Ini bukan buku mengenai diri, melainkan tentang uang, namun mempertanyakan letak batasan diri merupakan landasan yang penting sekali dalam memahami seruan untuk melangkahi ekonomi moneter. Orang mengira saya setuju dengan pepatah lama yang salah kutip, uang adalah akar dari segala kejahatan. Saya tidak setuju. Malah saya mengajukan bahwa silap pemaknaan akan dirilah yang merupakan akar dari banyaknya krisis pribadi, sosial, dan ekologis yang kita hadapi sekarang ini. Uang merupakan alat untuk mempertahankan dan menguatkan delusi ini.
Uang merupakan ayam sekaligus telur sehubungan dengan pemaknaan diri yang delusif ini. Meskipun uang berawal sebagai satu-satunya gejala itu sendiri dari ilusi terpisahnya diri kita dengan segala kehidupan lain, serta kesadaran akan konsep seperti utang piutang yang berasal dari padanya, keberadaan uang kemudian menjadi langgeng dan memperluas jangkauannya hingga kita merasa terputus dari kehidupan lain dengan meningkatkan taraf keterpisahan kita dari apa yang kita konsumsi. Ini menciptakan delusi yang lebih kuat dan kukuh serta gejala-gejala yang semakin parah. Oleh karena itu, uang memainkan peranan utama dalam memperbesar tindak perusakan yang kita lakukan saat kita lebih mementingkan ego sendiri yang terbungkus oleh kulit itu ketimbang perhatian terhadap alam semesta, diri kita yang holistis.

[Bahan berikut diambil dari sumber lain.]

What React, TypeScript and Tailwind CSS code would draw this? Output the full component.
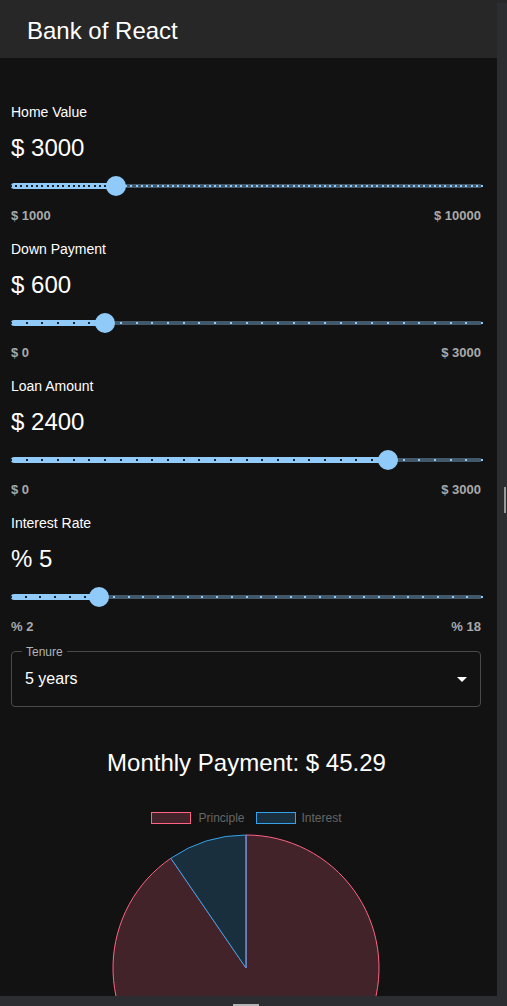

Mengapa ini penting? Posisi tempat kita menarik batasan antara diri kita dan yang lain memiliki implikasi sangat besar terhadap permasalahan pribadi, sosial, dan ekologis yang kita hadapi. Model ekonomi moneter kita saat ini secara parsial bekerja dengan landasan bahwa kita bertindak menurut apa yang Ayn Rand[2], dan orang-orang sebelumnya seperti Adam Smith, gambarkan sebagai kepentingan-diri rasional. Tetapi bagaimana jika batasan diri tersebut tidak sejelas yang Rand dan sebagian dari kita asumsikan pada awalnya? Dengan kesadaran diri yang lebih luas dan holistis, istilah kepentingan diri-rasional dan egoisme menjadi jauh berbeda pengertiannya. Jika seseorang menghayati dirinya sebagai seluruh alam semesta, maka bertindak menurut kepentingan-diri sendiri akan mencakup pengambilan keputusan di mana memelihara diri sendiri berarti melindungi sungai, atmosfer, tanah, berikut hutan yang menyediakan hidrogen, oksigen, serta mineral penyusun unsur-unsur fisik dari apa yang sekarang ini Anda definisikan sebagai “aku”. Mendefinisikan ulang serta memperluas batasan diri juga akan menjadikan meminta bayaran pada manusia lainnya untuk pemberian Anda pada dunia, yang mana Anda sendiri memperolehnya dari pemberian, tidak kalah konyol daripada penis atau klitoris Anda meminta bayaran pada lutut Anda atas pengalaman orgasme.
Bisakah Anda membayangkan dunia yang seperti itu?




[1] Watts, Alan (1975). Psychotherapy East and West. Vintage.
[2] Rand, Ayn (1964). The Virtue of Selfishness. Signet.